[Sca-cooks] Documentation, was Bullpucky

James Prescott prescotj at telusplanet.net
Tue Aug 14 13:35:12 PDT 2012


A year or two ago I was judging entries including tongue and brains. 
If anything
I might have (subconsciously) given the candidates extra marks for 
being willing
to cook outside of the normal narrow North American box.


Regarding scholarly:  I remember a research paper from much longer ago that had
me up until 3 am reading it.  It was in costuming, which is not my area, but it
was so elegantly and convincingly written, despite being scholarly, that I was
blown away.  I could not judge of the right or wrong of the 
conclusions, but the
quality of the research and writing was still very obvious.

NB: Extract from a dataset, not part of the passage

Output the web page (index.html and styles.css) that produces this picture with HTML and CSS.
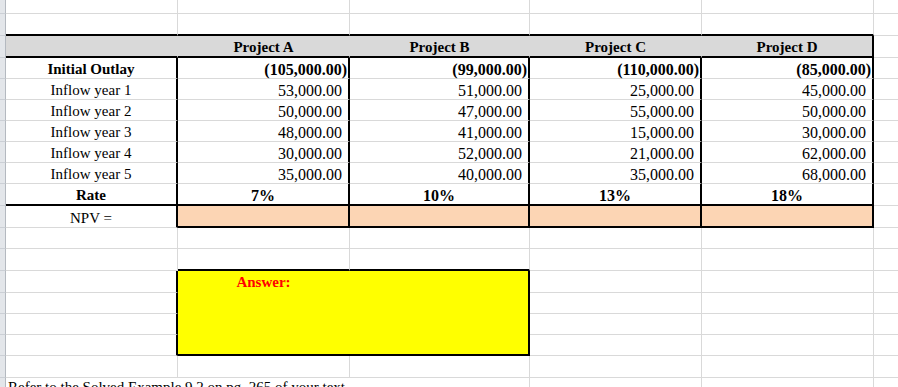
FILE: index.html
```html
<!DOCTYPE html>
<html>
<head>
<meta charset="utf-8">
<link rel="stylesheet" href="styles.css">
</head>
<body>
<div class="sheet">
  <!-- row 1 -->
  <div class="g"></div><div class="c"></div><div class="c"></div><div class="c"></div><div class="c"></div><div class="c"></div><div class="c"></div>
  <!-- row 2 -->
  <div class="g"></div><div class="c bb"></div><div class="c bb"></div><div class="c bb"></div><div class="c bb"></div><div class="c bb"></div><div class="c"></div>
  <!-- header -->
  <div class="g"></div>
  <div class="c hd bb"></div>
  <div class="c hd bb">Project A</div>
  <div class="c hd bb">Project B</div>
  <div class="c hd bb">Project C</div>
  <div class="c hd bb br">Project D</div>
  <div class="c"></div>
  <!-- initial outlay -->
  <div class="g"></div>
  <div class="c lbl b br">Initial Outlay</div>
  <div class="c num neg br">(105,000.00)</div>
  <div class="c num neg br">(99,000.00)</div>
  <div class="c num neg br">(110,000.00)</div>
  <div class="c num neg br">(85,000.00)</div>
  <div class="c"></div>
  <!-- inflow 1 -->
  <div class="g"></div>
  <div class="c lbl br">Inflow year 1</div>
  <div class="c num br">53,000.00</div>
  <div class="c num br">51,000.00</div>
  <div class="c num br">25,000.00</div>
  <div class="c num br">45,000.00</div>
  <div class="c"></div>
  <!-- inflow 2 -->
  <div class="g"></div>
  <div class="c lbl br">Inflow year 2</div>
  <div class="c num br">50,000.00</div>
  <div class="c num br">47,000.00</div>
  <div class="c num br">55,000.00</div>
  <div class="c num br">50,000.00</div>
  <div class="c"></div>
  <!-- inflow 3 -->
  <div class="g"></div>
  <div class="c lbl br">Inflow year 3</div>
  <div class="c num br">48,000.00</div>
  <div class="c num br">41,000.00</div>
  <div class="c num br">15,000.00</div>
  <div class="c num br">30,000.00</div>
  <div class="c"></div>
  <!-- inflow 4 -->
  <div class="g"></div>
  <div class="c lbl br">Inflow year 4</div>
  <div class="c num br">30,000.00</div>
  <div class="c num br">52,000.00</div>
  <div class="c num br">21,000.00</div>
  <div class="c num br">62,000.00</div>
  <div class="c"></div>
  <!-- inflow 5 -->
  <div class="g"></div>
  <div class="c lbl br">Inflow year 5</div>
  <div class="c num br">35,000.00</div>
  <div class="c num br">40,000.00</div>
  <div class="c num br">35,000.00</div>
  <div class="c num br">68,000.00</div>
  <div class="c"></div>
  <!-- rate -->
  <div class="g"></div>
  <div class="c lbl b br bb">Rate</div>
  <div class="c rate br bb">7%</div>
  <div class="c rate br bb">10%</div>
  <div class="c rate br bb">13%</div>
  <div class="c rate br bb">18%</div>
  <div class="c"></div>
  <!-- npv -->
  <div class="g"></div>
  <div class="c lbl br">NPV =</div>
  <div class="c npv br bb"></div>
  <div class="c npv br bb"></div>
  <div class="c npv br bb"></div>
  <div class="c npv br bb"></div>
  <div class="c"></div>
  <!-- row 12 -->
  <div class="g"></div><div class="c"></div><div class="c"></div><div class="c"></div><div class="c"></div><div class="c"></div><div class="c"></div>
  <!-- row 13 -->
  <div class="g"></div><div class="c"></div><div class="c bb"></div><div class="c bb"></div><div class="c"></div><div class="c"></div><div class="c"></div>
  <!-- rows 14-17 with answer box -->
  <div class="g"></div><div class="c br"></div>
  <div class="ans"><div class="ans-text">Answer:</div></div>
  <div class="c"></div><div class="c"></div><div class="c"></div>
  <div class="g"></div><div class="c br"></div><div class="c"></div><div class="c"></div><div class="c"></div>
  <div class="g"></div><div class="c br"></div><div class="c"></div><div class="c"></div><div class="c"></div>
  <div class="g"></div><div class="c br"></div><div class="c"></div><div class="c"></div><div class="c"></div>
  <!-- row 18 -->
  <div class="g"></div><div class="c"></div><div class="c"></div><div class="c"></div><div class="c"></div><div class="c"></div><div class="c"></div>
  <!-- row 19 -->
  <div class="g"></div>
  <div class="c note">Refer to the Solved Example 9.2 on pg. 265 of your text</div>
  <div class="c"></div><div class="c"></div><div class="c"></div>
</div>
</body>
</html>
```

FILE: styles.css
```css
html, body {
  margin: 0;
  padding: 0;
  background: #ffffff;
}

body {
  width: 898px;
  height: 387px;
  overflow: hidden;
  font-family: "Liberation Serif", "Times New Roman", serif;
  color: #000000;
}

.sheet {
  display: grid;
  grid-template-columns: 6px 172px 172px 180px 172px 172px 100px;
  grid-template-rows: 14px 22px 22px 21px 21px 21px 21px 21px 21px 22px 22px 21px 22px 22px 21px 21px 21px 22px 22px;
}

.g {
  box-sizing: border-box;
  background: #e3e6ea;
  border-right: 1px solid #b4b9c0;
  border-bottom: 1px solid #cbcfd5;
}

.c {
  box-sizing: border-box;
  border-right: 1px solid #d9d9d9;
  border-bottom: 1px solid #d9d9d9;
  display: flex;
  align-items: flex-end;
  white-space: nowrap;
  line-height: 17px;
  font-size: 15px;
  min-width: 0;
}

.bb {
  border-bottom: 2px solid #000000;
}

.br {
  border-right: 2px solid #000000;
}

.hd {
  background: #d9d9d9;
  border-right-color: #d9d9d9;
  justify-content: center;
  font-weight: bold;
}

.hd.br {
  border-right-color: #000000;
}

.lbl {
  justify-content: center;
}

.b {
  font-weight: bold;
}

.num {
  justify-content: flex-end;
  font-size: 16px;
  padding-right: 6px;
}

.neg {
  padding-right: 1px;
  font-weight: bold;
}

.rate {
  justify-content: center;
  font-weight: bold;
  font-size: 16px;
}

.npv {
  background: #fcd5b4;
}

.ans {
  grid-column: 3 / 5;
  grid-row: 14 / 18;
  box-sizing: border-box;
  background: #ffff00;
  border-right: 2px solid #000000;
  border-bottom: 2px solid #000000;
}

.ans-text {
  width: 171px;
  text-align: center;
  padding-top: 3px;
  line-height: 17px;
  font-size: 15px;
  font-weight: bold;
  color: #ff0000;
}

.note {
  grid-column: 2 / 5;
  padding-left: 2px;
  align-items: flex-start;
  padding-top: 1px;
}
```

To the original poster:  Keep it up, one day you will get judges who treat your
entries with respect.


Thorvald


At 2:12 PM -0600 8/14/12, Kathleen Roberts wrote:
>  I recently did a Rumpbolt cooking entry, which included head 
> cheese.  I love head cheese.  Two of my judges did not.  The 
> documentation warned them it was made with toes and tails and 
> snouts and doubts (with some pork loin thrown in).
>
>  One basically said "I don't like it and food should taste good so I 
> have to dock you on it".  The other basically said "Well, I will be 
> honest, I would not eat this again, but I am glad I got to try it. 
> Based on what I am reading it looks like it turned out the way it 
> should have, so good work."
>
>  Go figure.  At least the one (who does not consider herself a cook) 
> could see what I was getting at with it.  The other (who fancies 
> herself a cook) was very close minded.
>
>  Documentation should not be so scholarly that it confuses the judge 
> who is not so "into" that area as the presenter is.  You never know 
> when someone was swooped off the street (so to speak) to fill in a 
> judging area.  I remember being grabbed for map-making once just 
> because I was a calligrapher and illuminator!
>  Side note:  The hunters at the event who tasted it loved it. ;)
>
>  Cailte


>>>>  yaini0625 at yahoo.com> 8/14/2012 1:59 PM >> ( mailto:yaini0625 at yahoo.com )
>   I presented a traditional Saami drink as a Pentathlon entry. It 
> was milk preserved with angelica. I received severe low marks 
> because it tasted sour. I even documented that it was going to 
> taste sour and not candy sweet. To me it means I have to work 
> harder in my explanations.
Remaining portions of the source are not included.